Immigration
Iowa's proud history replaced by racist hatredIowa, the State That Forgot Its Own Story
Immigration, Humanity, and the Heart of the Heartland
Iowa was built by immigrants. My grandparents were among them – Danish farmers who crossed the ocean with faith, grit, and a dream. They built a life from scratch on a small Iowa farm, plowing soil they would eventually call their own.
Their story is not unique; it is Iowa’s story. From the Germans, Norwegians, and Czechs who turned prairie into prosperity to the Laotian refugees who found safety here in the 1970s, this state has long been a refuge for those seeking peace, purpose, and a fair chance.
So how did we get from there – from welcome – to here, when our governor sends National Guard troops to Texas to patrol a border a thousand miles away, and our congressional delegation cheers on a plan to round up millions of immigrants, many of whom have lived here for decades, worked, and raised families here?
It’s as if Iowa has forgotten its own reflection.
The Land That Immigrants Built
Walk through any small town in Iowa and you’ll see immigrant fingerprints everywhere. Danish windmills in Elk Horn. Czech bakeries in Cedar Rapids. Laotian groceries in Storm Lake. Mexican restaurants in almost every rural county.

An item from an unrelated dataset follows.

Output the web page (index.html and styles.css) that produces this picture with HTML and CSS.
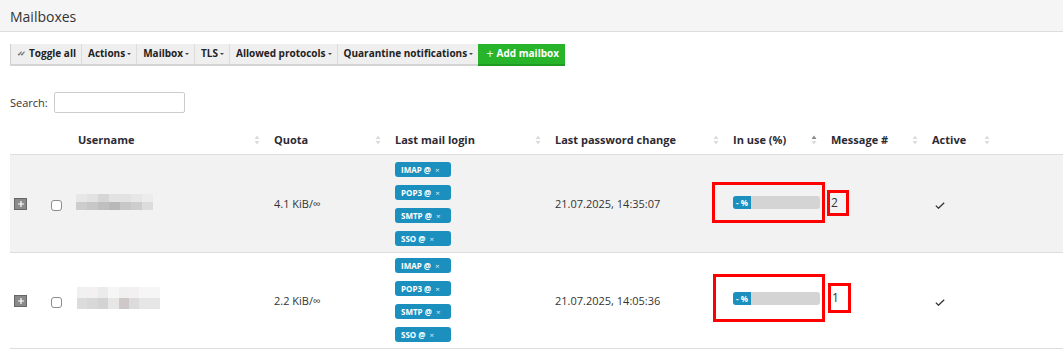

Iowa’s backbone has always been labor, and much of that labor has always come from beyond our borders.
Immigrants pick our crops, process our meat, milk our cows, and fill the pews of our churches. In some rural schools, their children make up half the student body – the reason those schools, and by extension those towns, still exist.
During the pandemic, these same workers were declared essential. They showed up when others could not, risking their health so that our grocery shelves stayed stocked and our economy didn’t collapse. Some died for their efforts.

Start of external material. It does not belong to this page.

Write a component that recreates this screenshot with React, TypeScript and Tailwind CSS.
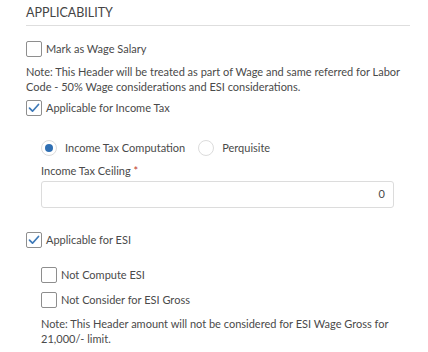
import { useState } from 'react';

const Checkbox = ({ checked, label }: { checked?: boolean; label: string }) => (
  <label className="flex h-[16px] items-center">
    <span className="flex h-[16px] w-[16px] items-center justify-center rounded-[2px] border border-[#8e8e8e] bg-white">
      {checked && (
        <svg width="12" height="10" viewBox="0 0 12 10" fill="none">
          <path d="M1.5 5.2 L4.5 8.2 L10.5 1.5" stroke="#3d79b8" strokeWidth="1.7" strokeLinecap="round" strokeLinejoin="round" />
        </svg>
      )}
    </span>
    <span className="ml-[4px] text-[11px] leading-[16px] text-[#4a4a4a]">{label}</span>
  </label>
);

const Radio = ({ checked, label }: { checked?: boolean; label: string }) => (
  <label className="flex h-[16px] items-center">
    <span className="flex h-[16px] w-[16px] items-center justify-center rounded-full border border-[#dcdcdc] bg-white">
      {checked && <span className="h-[8px] w-[8px] rounded-full bg-[#2f6fb3]"></span>}
    </span>
    <span className="ml-[8px] text-[11px] leading-[16px] text-[#4a4a4a]">{label}</span>
  </label>
);

export default function App() {
  const [ceiling] = useState('0');

  return (
    <div className="h-[352px] w-[428px] bg-white pl-[26px] pr-[18px]" style={{ fontFamily: 'Lato, "Open Sans", sans-serif' }}>
      {/* Section header */}
      <div className="border-b border-[#dedede] pb-[4px] pt-[5px] text-[12.5px] leading-[16px] text-[#444]">
        APPLICABILITY
      </div>

      <div className="mt-[15px]">
        <Checkbox label="Mark as Wage Salary" />
      </div>
      <p className="mt-[7px] text-[11px] leading-[15px] text-[#4a4a4a]">
        Note: This Header will be treated as part of Wage and same referred for Labor Code - 50% Wage considerations and ESI considerations.
      </p>

      <div className="mt-[6px]">
        <Checkbox checked label="Applicable for Income Tax" />
      </div>

      <div className="pl-[15px]">
        <div className="mt-[24px] flex h-[15px] items-center gap-[13px]">
          <Radio checked label="Income Tax Computation" />
          <Radio label="Perquisite" />
        </div>
        <div className="mt-[9px] text-[11px] leading-[14px] text-[#4a4a4a]">
          Income Tax Ceiling <span className="text-[#c0392b]">*</span>
        </div>
        <div className="mt-[3px] flex h-[27px] w-[353px] items-center justify-end rounded-[3px] border border-[#dcdcdc] px-[8px] text-[11px] text-[#4a4a4a]">
          {ceiling}
        </div>
      </div>

      <div className="mt-[24px]">
        <Checkbox checked label="Applicable for ESI" />
      </div>

      <div className="pl-[15px]">
        <div className="mt-[19px]">
          <Checkbox label="Not Compute ESI" />
        </div>
        <div className="mt-[9px]">
          <Checkbox label="Not Consider for ESI Gross" />
        </div>
        <p className="mt-[8px] text-[11px] leading-[15px] text-[#4a4a4a]">
          Note: This Header amount will not be considered for ESI Wage Gross for 21,000/- limit.
        </p>
      </div>
    </div>
  );
}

And now? They are vilified, hunted, and deported.
If we truly valued their essential labor, their courage, and their humanity, we would not send ICE to their doorsteps. We would send them green cards – and medals.
Political Theater and Manufactured Fear
Iowa’s leaders tell us this is about “law and order.” They say the border is open and that dangerous criminals are flooding in. None of that is true. Venezuela did not “empty its prisons.” There is no army of violent migrants invading America. What there is – is political theater: the deployment of Iowa’s resources to play a part in a national show of cruelty.
Every time Iowa’s governor sends soldiers to Texas, she does it not to keep Iowans safe, but to keep Iowa fearful. Fear is the currency of the Golden Triad – populism stoking outrage, Christian nationalism sanctifying it, and the Project 2025 machine converting it into political power.
This is not leadership. It is manipulation. And Iowans deserve better than to be used as props in a national cult of resentment.
The Economics of Hypocrisy
Even the loudest anti-immigrant voices in Iowa know a truth they won’t say aloud: without immigrants, the state’s economy would collapse.
More than 40 percent of Iowa’s meatpacking workers are foreign-born. So are about a quarter of its dairy laborers. Iowa’s farms depend on migrant hands, its small towns depend on immigrant families, and its churches depend on their faith.
That’s why, even as ICE raids sweep through Iowa, you won’t see them storming Tyson or JBS. Too much corporate power, too much political influence. Trump’s billionaire backers – and Iowa’s governor herself – know exactly where their donations come from. They’ll talk tough about immigration, but not where the money is.
So, the raids hit the powerless, not the powerful. They tear families apart, not monopolies. They perform justice but never deliver it.
Humanity vs. the Triad
At the root of all this lies something deeper than politics: a war for the soul of Iowa.
The Golden Triad – that fusion of populist anger, Christian nationalist self-righteousness, and Project 2025 authoritarian discipline – thrives on division. It must convince good people to see their neighbors as threats, not allies; to see empathy as weakness; and to see cruelty as virtue.
Most Iowans are not hateful. They’ve been hypnotized by a system that tells them to distrust compassion, to mistake vengeance for strength, and to follow leaders who thrive on outrage.
But Iowa’s true faith – the quiet, grounded decency of its people – is stronger than that. I’ve seen it in the way neighbors help during floods, in how towns rally for a sick child, in the humility of a farmer who still greets you with a handshake and a smile.
That spirit – not fear – is Iowa’s inheritance.
The Choice Before Us
We are being asked to decide what kind of state we want to be.
Do we want to be the Iowa of my grandparents – hardworking, generous, and unafraid of difference? Or the Iowa of fear – where soldiers chase shadows, and good people are turned against their own better angels?
The choice isn’t between open borders and closed hearts. It’s between humanity and hate.
And I still believe – deep down – that Iowa will choose humanity.